Judge of the Court of Claims

  1. Decisions and selected orders of the Court of Claims are available on the Internet at
  2. [2]See page 37 of Claimant's deposition, attached as Exhibit D to Defendant's opposing papers, and page 13 of the deposition of Douglas Koenig, the State's engineer-in-charge, attached as Exhibit B to Claimant's motion papers.
  3. [3]See pp. 37-38 of Claimant's deposition, attached to Defendant's opposing papers as Exhibit D.
  4. [4]See p. 43 of Claimant's deposition, attached to Defendant's opposing papers as Exhibit D.
  5. [5]See affidavit of Steve Schultz, attached to the supplemental affidavit of Defendant's counsel as Exhibit A.

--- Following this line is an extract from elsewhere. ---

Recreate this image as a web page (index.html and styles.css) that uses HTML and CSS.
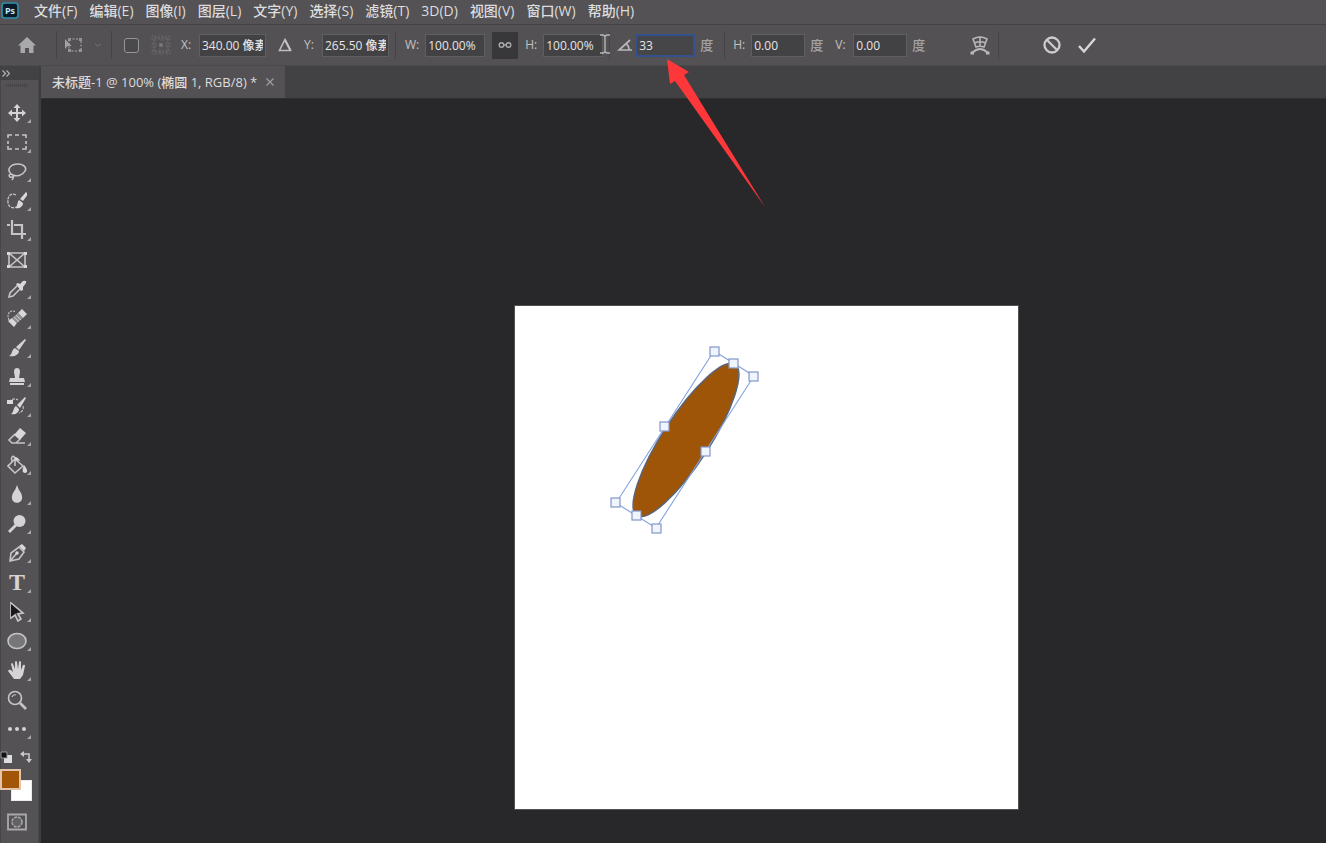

  6. [6]See affidavit of Nunzio Bonefede, attached to the supplemental affidavit of Defendant's counsel as Exhibit B.
  7. [7]Attached to the affidavit of Defendant's counsel as Exhibit E.
  8. [8]Attached to the affidavit of Defendant's counsel as Exhibit F.
  9. [9]See affidavits of Steve Schultz and Nunzio Bonefede, attached to the supplemental affidavit of
Defendant's counsel as Exhibits A and B respectively.